The Xi'an Incident, as it became known, occurred during the Chinese Civil War between the ruling Kuomintang (KMT) and the Chinese Communist Party (CPC), when KMT leader Generalissimo Chiang Kai-shek (1887-1975) was arrested by Marshal Zhang Xueliang (1901-2001), a former warlord of Manchuria and head of the Northeastern Army, and General Yang Hucheng (1893-1949), a former general of the Northwestern Army. Their aim was to urge Chiang to abandon civil war and jointly counter the Japanese invasion with CPC armies. The incident that shocked the world remains an important episode in Chinese modern history as it led the Nationalist and the Communist forces to set aside their differences and form a united front against the Japanese invasion.

December 13, 1937

The infamous Nanjing Massacre, the six-week-long mass murder launched by invading Japanese troops during World War II, began on this date in the capital of East China's Jiangsu Province. It left about 300,000 Chinese residents of Nanjing dead and thousands of its women raped. In 1985, to commemorate the victims, the Nanjing municipal government built the Memorial Hall for Compatriots Killed in the Nanjing Massacre by Japanese Forces of Aggression. The site is located in the southwest of the city, near the "pit of ten thousand corpses," where untold numbers of bodies were tossed during the holocaust. In 2009 film director Lu Chuan made a feature film called City of Life and Death (also known as Nanking! Nanking!). Shot in black and white, the film thrust that painful period in China's history back into public focus.

December 18, 1978

China's reform and opening-up policy came to life. The Third Plenary Session of the 11th Central Committee of the Communist Party of China, convened in Beijing, destined to be a turning point in the Party's history since New China was founded in 1949. The session made the historic decision to shift the focus of the CPC's work to socialist modernization, transforming the poverty-stricken country into one of the world's largest economies in just 30 years.

December 20, 1999

The Macao hand-over ceremony took place on this date, formalizing the establishment of Macao Special Administrative Region on the same day. Administered by Portugal for over 400 years, this marked the official resumption of exercise of sovereignty over Macao by the People's Republic of China. Under a "one country, two systems" policy, the Macao people govern Macao with a high degree of autonomy.

December 11, 2001

On this date, China greatly boosted its national economy by officially joining the World Trade Organization (WTO), becoming its 143rd member.
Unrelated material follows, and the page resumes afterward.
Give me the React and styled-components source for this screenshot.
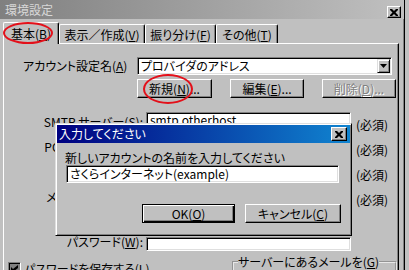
import React from "react";
import styled, { createGlobalStyle } from "styled-components";

const GlobalStyle = createGlobalStyle`
  html, body { margin: 0; padding: 0; background: #c0c0c0; }
  body {
    font-family: "Noto Sans CJK JP", "Liberation Sans", sans-serif;
    font-size: 12px;
    color: #000;
  }
`;

const Win = styled.div`
  position: relative;
  width: 405px;
  height: 270px;
  overflow: hidden;
  box-sizing: border-box;
  background: #c0c0c0;
  border-right: 1px solid #000;
  box-shadow: inset -1px 0 #808080;
  display: flex;
  flex-direction: column;
  line-height: 14px;
  font-feature-settings: "palt";
`;

const TitleBar = styled.div`
  flex: none;
  height: ${p => p.$h}px;
  display: flex;
  align-items: center;
  justify-content: space-between;
  padding: 0 3px 0 ${p => p.$pl}px;
  background: ${p => p.$active
    ? "linear-gradient(90deg, #000080, #1084d0)"
    : "linear-gradient(90deg, #808080, #c0c0c0)"};
  color: ${p => p.$active ? "#fff" : "#d8d8d8"};
  white-space: nowrap;
`;

const CloseBtn = styled.div`
  width: ${p => p.$w}px;
  height: ${p => p.$h}px;
  box-sizing: border-box;
  align-self: ${p => p.$bottom ? "flex-end" : "center"};
  margin-bottom: ${p => p.$bottom ? 1 : 0}px;
  background: #c0c0c0;
  border: 1px solid;
  border-color: #fff #000 #000 #fff;
  box-shadow: inset -1px -1px #808080;
  display: flex;
  align-items: center;
  justify-content: center;
`;

const XMark = () => (
  <svg width="8" height="7" viewBox="0 0 8 7">
    <path d="M0 0h2l2 2 2-2h2v1L5.5 3.5 8 6v1H6L4 5 2 7H0V6l2.5-2.5L0 1z" fill="#000" />
  </svg>
);

const TabStrip = styled.div`
  flex: none;
  height: 24px;
  display: flex;
  align-items: flex-end;
  padding-left: 3px;
  position: relative;
  z-index: 1;
`;

const Tab = styled.div`
  width: ${p => p.$w}px;
  height: ${p => p.$active ? 22 : 19}px;
  margin-bottom: ${p => p.$active ? -1 : 0}px;
  box-sizing: border-box;
  background: #c0c0c0;
  border-top: 1px solid #fff;
  border-left: 1px solid #fff;
  border-right: 1px solid #000;
  border-radius: 2px 2px 0 0;
  box-shadow: inset -1px 0 #808080;
  display: flex;
  align-items: center;
  justify-content: center;
  padding-top: ${p => p.$active ? 0 : 1}px;
  white-space: nowrap;
`;

const Panel = styled.div`
  flex: 1;
  margin-left: 3px;
  width: 396px;
  box-sizing: border-box;
  border-top: 1px solid #fff;
  border-left: 1px solid #fff;
  border-right: 1px solid #000;
  box-shadow: inset -1px 0 #808080;
`;

const AccountRow = styled.div`
  display: flex;
  align-items: center;
  margin-top: 13px;
  padding-left: 19px;
`;

const RowLabel = styled.div`
  width: 114px;
  white-space: nowrap;
`;

const Sunken = styled.div`
  box-sizing: border-box;
  width: ${p => p.$w}px;
  height: ${p => p.$h}px;
  background: #fff;
  border: 1px solid;
  border-color: #808080 #fff #fff #808080;
  box-shadow: inset 1px 1px #000, inset -1px -1px #dfdfdf;
  padding: 0 2px 0 3px;
  display: flex;
  align-items: center;
  white-space: nowrap;
  overflow: hidden;
  margin-left: ${p => p.$ml || 0}px;
`;

const ComboText = styled.div`
  flex: 1;
  line-height: 12px;
`;

const DropBtn = styled.div`
  width: 13px;
  height: 14px;
  box-sizing: border-box;
  background: #c0c0c0;
  border: 1px solid;
  border-color: #dfdfdf #000 #000 #dfdfdf;
  box-shadow: inset 1px 1px #fff, inset -1px -1px #808080;
  display: flex;
  align-items: center;
  justify-content: center;
  margin-right: -1px;
`;

const ButtonRow = styled.div`
  display: flex;
  gap: 18px;
  margin-top: 4px;
  padding-left: 133px;
`;

const Button = styled.div`
  width: ${p => p.$w}px;
  height: 19px;
  box-sizing: border-box;
  background: #c0c0c0;
  border: 1px solid;
  border-color: ${p => p.$default ? "#000" : "#fff #000 #000 #fff"};
  box-shadow: ${p => p.$default
    ? "inset 1px 1px #fff, inset -1px -1px #000, inset -2px -2px #808080"
    : "inset -1px -1px #808080"};
  display: flex;
  align-items: center;
  justify-content: center;
  white-space: nowrap;
  color: ${p => p.$disabled ? "#808080" : "#000"};
  text-shadow: ${p => p.$disabled ? "1px 1px #fff" : "none"};
`;

const U = styled.span`
  text-decoration: underline;
  text-underline-offset: 1px;
`;

const FieldGrid = styled.div`
  display: grid;
  grid-template-columns: 142px 205px 1fr;
  grid-auto-rows: 14px;
  row-gap: 11px;
  margin-top: 14px;
`;

const FieldLabel = styled.div`
  text-align: right;
  padding-right: 3px;
  white-space: nowrap;
  margin-top: ${p => p.$dy}px;
`;

const FieldText = styled.div`
  line-height: 11px;
  padding-top: 0;
`;

const Required = styled.div`
  padding-left: 5px;
  padding-top: 6px;
  white-space: nowrap;
`;

const BottomRow = styled.div`
  display: flex;
  align-items: flex-start;
  margin-top: 11px;
  padding-left: 4px;
`;

const CheckLabel = styled.div`
  display: flex;
  gap: 3px;
  white-space: nowrap;
`;

const CheckBox = styled.div`
  width: 13px;
  height: 13px;
  box-sizing: border-box;
  background: #808080;
  border: 1px solid;
  border-color: #808080 #fff #fff #808080;
  box-shadow: inset 1px 1px #000;
  display: flex;
  align-items: center;
  justify-content: center;
`;

const GroupBox = styled.fieldset`
  margin: -7px 1px 0 auto;
  width: 165px;
  height: 40px;
  box-sizing: border-box;
  padding: 0 4px;
  border: 2px groove #e8e8e8;
  & > legend {
    padding: 0;
    line-height: 14px;
  }
`;

const Dialog = styled.div`
  position: absolute;
  left: 55px;
  top: 123px;
  width: 297px;
  height: 113px;
  box-sizing: border-box;
  background: #c0c0c0;
  border: 1px solid;
  border-color: #dfdfdf #000 #000 #dfdfdf;
  box-shadow: inset 1px 1px #fff, inset -1px -1px #808080;
  padding: 1px;
  display: flex;
  flex-direction: column;
  z-index: 2;
`;

const DialogBody = styled.div`
  padding: 8px 9px 0 8px;
  display: flex;
  flex-direction: column;
`;

const DialogButtons = styled.div`
  display: flex;
  justify-content: flex-end;
  gap: 10px;
  margin-top: 21px;
`;

const Ellipse = styled.div`
  position: absolute;
  left: ${p => p.$x}px;
  top: ${p => p.$y}px;
  width: ${p => p.$w}px;
  height: ${p => p.$h}px;
  box-sizing: border-box;
  border: 2px solid #e3101a;
  border-radius: 50%;
  z-index: 3;
  pointer-events: none;
`;

const fields = [
  { label: <>SMTP サーバー(<U>S</U>):</>, value: "smtp.otherhost", req: true, dy: 3 },
  { label: <>POP3 サーバー(<U>P</U>):</>, value: "", req: true, dy: 3 },
  { label: <>名前(<U>Y</U>):</>, value: "", req: true, dy: 3 },
  { label: <>メールアドレス(<U>M</U>):</>, value: "", req: true, dy: 3 },
  { label: <>ユーザー名(<U>U</U>):</>, value: "", req: false, dy: 3 },
  { label: <>パスワード(<U>W</U>):</>, value: "", req: false, dy: -2 },
];

export default function App() {
  return (
    <>
      <GlobalStyle />
      <Win>
        <TitleBar $h={19} $pl={5}>
          <span>環境設定</span>
          <CloseBtn $w={14} $h={12} $bottom><XMark /></CloseBtn>
        </TitleBar>

        <TabStrip>
          <Tab $w={56} $active>基本(<U>B</U>)</Tab>
          <Tab $w={86}>表示／作成(<U>V</U>)</Tab>
          <Tab $w={71}>振り分け(<U>F</U>)</Tab>
          <Tab $w={62}>その他(<U>T</U>)</Tab>
        </TabStrip>

        <Panel>
          <AccountRow>
            <RowLabel>アカウント設定名(<U>A</U>)</RowLabel>
            <Sunken $w={255} $h={18}>
              <ComboText>プロバイダのアドレス</ComboText>
              <DropBtn>
                <svg width="7" height="4" viewBox="0 0 7 4"><path d="M0 0h7L3.5 4z" fill="#000" /></svg>
              </DropBtn>
            </Sunken>
          </AccountRow>

          <ButtonRow>
            <Button $w={75}>新規(<U>N</U>)...</Button>
            <Button $w={74}>編集(<U>E</U>)...</Button>
            <Button $w={74} $disabled>削除(<U>D</U>)...</Button>
          </ButtonRow>

          <FieldGrid>
            {fields.map((f, i) => (
              <React.Fragment key={i}>
                <FieldLabel $dy={f.dy}>{f.label}</FieldLabel>
                <Sunken $w={205} $h={14}>
                  <FieldText>{f.value}</FieldText>
                </Sunken>
                <Required>{f.req ? "(必須)" : ""}</Required>
              </React.Fragment>
            ))}
          </FieldGrid>

          <BottomRow>
            <CheckLabel>
              <CheckBox>
                <svg width="7" height="7" viewBox="0 0 7 7"><path d="M0 2l2 2 5-4v3L2 7 0 5z" fill="#000" /></svg>
              </CheckBox>
              <span>パスワードを保存する(<U>L</U>)</span>
            </CheckLabel>
            <GroupBox>
              <legend>サーバーにあるメールを(<U>G</U>)</legend>
            </GroupBox>
          </BottomRow>
        </Panel>

        <Dialog>
          <TitleBar $h={18} $pl={2} $active>
            <span>入力してください</span>
            <CloseBtn $w={16} $h={14}><XMark /></CloseBtn>
          </TitleBar>
          <DialogBody>
            <div>新しいアカウントの名前を入力してください</div>
            <Sunken $w={273} $h={18} $ml={1}>さくらインターネット(example)</Sunken>
            <DialogButtons>
              <Button $w={93} $default>OK(<U>O</U>)</Button>
              <Button $w={96}>キャンセル(<U>C</U>)</Button>
            </DialogButtons>
          </DialogBody>
        </Dialog>

        <Ellipse $x={3} $y={22} $w={50} $h={22} />
        <Ellipse $x={143} $y={74} $w={50} $h={30} />
      </Win>
    </>
  );
}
China immediately sent a delegation and an ambassador to the Geneva headquarters and has since maintained full participation in all the organization's activities.

December 27, 2002

This date saw the launch of the South-North Water Diversion Project, involving the construction of large-scale infrastructure to better distribute the water resources available to China, especially throughout China's arid and heavily populated northern areas. The project diverts water from the upper, middle and lower reaches of the Yangtze River to meet demand in the parched northern cities via three routes to the east, west and center of the region.